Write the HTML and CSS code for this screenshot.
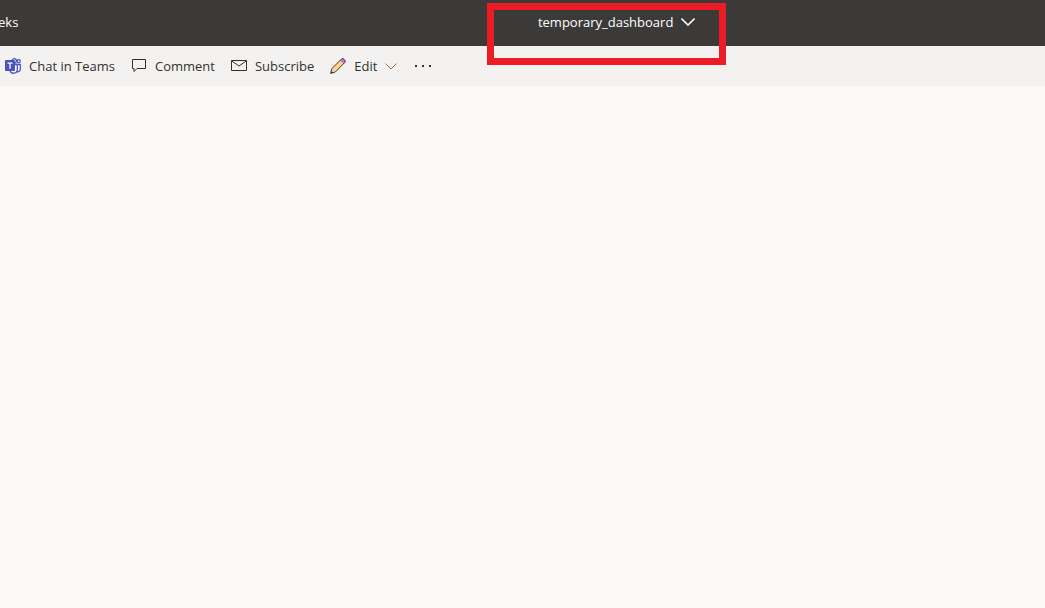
FILE: index.html
```
<!DOCTYPE html>
<html lang="en">

<head>
    <meta charset="utf-8">
    <title>temporary_dashboard</title>
    <link rel="stylesheet" href="styles.css">
</head>

<body>
    <header class="topbar">
        <a class="breadcrumb" href="#">eks</a>
        <div class="title-area">
            <button class="title" type="button">
                temporary_dashboard
                <svg width="14" height="8" viewBox="0 0 14 8" fill="none" stroke="currentColor" stroke-width="1.5">
                    <path d="M.5 .6 7 7.1 13.5 .6" />
                </svg>
            </button>
            <div class="marker"></div>
        </div>
    </header>

    <nav class="toolbar">
        <button class="tool" type="button">
            <svg width="16" height="16" viewBox="0 0 16 16" stroke-width="1.3">
                <path d="M10 6.500h5.300v4.700a2.500 2.500 0 0 1-3.300 2.400" fill="#fff" stroke="#4b53bc" />
                <path d="M5 6.500h7.300v5a3.700 3.700 0 0 1-7.300.9z" fill="#fff" stroke="#4b53bc" />
                <circle cx="9.200" cy="2.900" r="2.200" fill="#fff" stroke="#4b53bc" />
                <circle cx="13.700" cy="3.200" r="1.500" fill="#fff" stroke="#4b53bc" />
                <rect y="2" width="10" height="11" rx="1" fill="#4b53bc" />
                <path d="M2.500 5.200h5M5 5.200v5.600" stroke="#fff" />
            </svg>
            Chat in Teams
        </button>
        <button class="tool" type="button">
            <svg width="16" height="16" viewBox="0 0 16 16" fill="none" stroke="#323130">
                <path d="M1.500 1.500h13v9h-8.500l-3 3v-3h-1.500z" />
            </svg>
            Comment
        </button>
        <button class="tool" type="button">
            <svg width="16" height="16" viewBox="0 0 16 16" fill="none" stroke="#323130">
                <path d="M.5 2.500h15v10h-15z" />
                <path d="M.8 3 8 8l7.200-5" />
            </svg>
            Subscribe
        </button>
        <button class="tool" type="button">
            <svg width="16" height="16" viewBox="0 0 16 16" stroke-linejoin="round">
                <path d="M1.700 10.800 11.600.9Q12.800 0 14.200 1.400T15.100 4.200L5.200 14.100.7 15.400z" fill="#ffd58a" />
                <path d="M10 2.500 11.600.9Q12.800 0 14.200 1.400T15.100 4.200L13.500 5.900z" fill="#c27bcf" />
                <path d="M1.700 10.800 5.200 14.100.7 15.400z" fill="#d8d2cc" />
                <path d="M1.700 10.800 11.600.9Q12.800 0 14.200 1.400T15.100 4.200L5.200 14.100.7 15.400z" fill="none" stroke="#3b3a39" />
                <path d="M1.200 13.300.7 15.400 2.800 14.800z" fill="#3b3a39" />
            </svg>
            Edit
            <svg width="12" height="7" viewBox="0 0 12 7" fill="none" stroke="#a3724c">
                <path d="M.5 .5 6 6 11.500 .5" />
            </svg>
        </button>
        <button class="tool more" type="button" aria-label="More options">
            <svg width="16" height="16" viewBox="0 0 16 16" fill="#323130">
                <path d="M0 7h2v2H0zM7 7h2v2H7zM14 7h2v2h-2z" />
            </svg>
        </button>
    </nav>

    <main class="canvas"></main>
</body>

</html>
```
FILE: styles.css
```
body {
    margin: 0;
    min-height: 100vh;
    display: flex;
    flex-direction: column;
    background: #faf9f8;
    color: #323130;
    font-family: "Segoe UI", "Open Sans", "Noto Sans", sans-serif;
    font-size: 13px;
    line-height: 20px
}

button {
    display: flex;
    align-items: center;
    gap: 8px;
    padding: 0;
    border: 0;
    background: none;
    color: inherit;
    font: inherit;
    white-space: nowrap;
    cursor: pointer
}

svg {
    flex: none
}

.topbar {
    display: grid;
    grid-template-columns: 51% 1fr;
    align-items: center;
    height: 44px;
    padding-bottom: 2px;
    background: #3b3a39;
    color: #fff
}

.breadcrumb {
    margin-left: -2px;
    color: #fff;
    text-decoration: none
}

.title-area {
    position: relative;
    padding-left: 5px
}

/* red box drawn over the title */
.marker {
    position: absolute;
    top: -9px;
    left: -46px;
    width: 225px;
    height: 48px;
    border: 7px solid #ed1c24;
    pointer-events: none
}

.toolbar {
    display: flex;
    align-items: center;
    gap: 16px;
    height: 40px;
    padding-left: 5px;
    background: #f3f2f1
}

.more {
    margin-left: 2px
}

.canvas {
    flex: 1
}
```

**WHAT TO DO:** Omit every picture while copying the listing above exactly.

**RESULT:**
Write the HTML and CSS code for this screenshot.
FILE: index.html
```
<!DOCTYPE html>
<html lang="en">

<head>
    <meta charset="utf-8">
    <title>temporary_dashboard</title>
    <link rel="stylesheet" href="styles.css">
</head>

<body>
    <header class="topbar">
        <a class="breadcrumb" href="#">eks</a>
        <div class="title-area">
            <button class="title" type="button">
                temporary_dashboard
                <svg width="14" height="8" viewBox="0 0 14 8" fill="none" stroke="currentColor" stroke-width="1.5">
                    <path d="M.5 .6 7 7.1 13.5 .6" />
                </svg>
            </button>
            <div class="marker"></div>
        </div>
    </header>

    <nav class="toolbar">
        <button class="tool" type="button">
            <svg width="16" height="16" viewBox="0 0 16 16" stroke-width="1.3">
                <path d="M10 6.500h5.300v4.700a2.500 2.500 0 0 1-3.300 2.400" fill="#fff" stroke="#4b53bc" />
                <path d="M5 6.500h7.300v5a3.700 3.700 0 0 1-7.300.9z" fill="#fff" stroke="#4b53bc" />
                <circle cx="9.200" cy="2.900" r="2.200" fill="#fff" stroke="#4b53bc" />
                <circle cx="13.700" cy="3.200" r="1.500" fill="#fff" stroke="#4b53bc" />
                <rect y="2" width="10" height="11" rx="1" fill="#4b53bc" />
                <path d="M2.500 5.200h5M5 5.200v5.600" stroke="#fff" />
            </svg>
            Chat in Teams
        </button>
        <button class="tool" type="button">
            <svg width="16" height="16" viewBox="0 0 16 16" fill="none" stroke="#323130">
                <path d="M1.500 1.500h13v9h-8.500l-3 3v-3h-1.500z" />
            </svg>
            Comment
        </button>
        <button class="tool" type="button">
            <svg width="16" height="16" viewBox="0 0 16 16" fill="none" stroke="#323130">
                <path d="M.5 2.500h15v10h-15z" />
                <path d="M.8 3 8 8l7.200-5" />
            </svg>
            Subscribe
        </button>
        <button class="tool" type="button">
            <svg width="16" height="16" viewBox="0 0 16 16" stroke-linejoin="round">
                <path d="M1.700 10.800 11.600.9Q12.800 0 14.200 1.400T15.100 4.200L5.200 14.100.7 15.400z" fill="#ffd58a" />
                <path d="M10 2.500 11.600.9Q12.800 0 14.200 1.400T15.100 4.200L13.500 5.900z" fill="#c27bcf" />
                <path d="M1.700 10.800 5.200 14.100.7 15.400z" fill="#d8d2cc" />
                <path d="M1.700 10.800 11.600.9Q12.800 0 14.200 1.400T15.100 4.200L5.200 14.100.7 15.400z" fill="none" stroke="#3b3a39" />
                <path d="M1.200 13.300.7 15.400 2.800 14.800z" fill="#3b3a39" />
            </svg>
            Edit
            <svg width="12" height="7" viewBox="0 0 12 7" fill="none" stroke="#a3724c">
                <path d="M.5 .5 6 6 11.500 .5" />
            </svg>
        </button>
        <button class="tool more" type="button" aria-label="More options">
            <svg width="16" height="16" viewBox="0 0 16 16" fill="#323130">
                <path d="M0 7h2v2H0zM7 7h2v2H7zM14 7h2v2h-2z" />
            </svg>
        </button>
    </nav>

    <main class="canvas"></main>
</body>

</html>
```
FILE: styles.css
```
body {
    margin: 0;
    min-height: 100vh;
    display: flex;
    flex-direction: column;
    background: #faf9f8;
    color: #323130;
    font-family: "Segoe UI", "Open Sans", "Noto Sans", sans-serif;
    font-size: 13px;
    line-height: 20px
}

button {
    display: flex;
    align-items: center;
    gap: 8px;
    padding: 0;
    border: 0;
    background: none;
    color: inherit;
    font: inherit;
    white-space: nowrap;
    cursor: pointer
}

svg {
    flex: none
}

.topbar {
    display: grid;
    grid-template-columns: 51% 1fr;
    align-items: center;
    height: 44px;
    padding-bottom: 2px;
    background: #3b3a39;
    color: #fff
}

.breadcrumb {
    margin-left: -2px;
    color: #fff;
    text-decoration: none
}

.title-area {
    position: relative;
    padding-left: 5px
}

/* red box drawn over the title */
.marker {
    position: absolute;
    top: -9px;
    left: -46px;
    width: 225px;
    height: 48px;
    border: 7px solid #ed1c24;
    pointer-events: none
}

.toolbar {
    display: flex;
    align-items: center;
    gap: 16px;
    height: 40px;
    padding-left: 5px;
    background: #f3f2f1
}

.more {
    margin-left: 2px
}

.canvas {
    flex: 1
}
```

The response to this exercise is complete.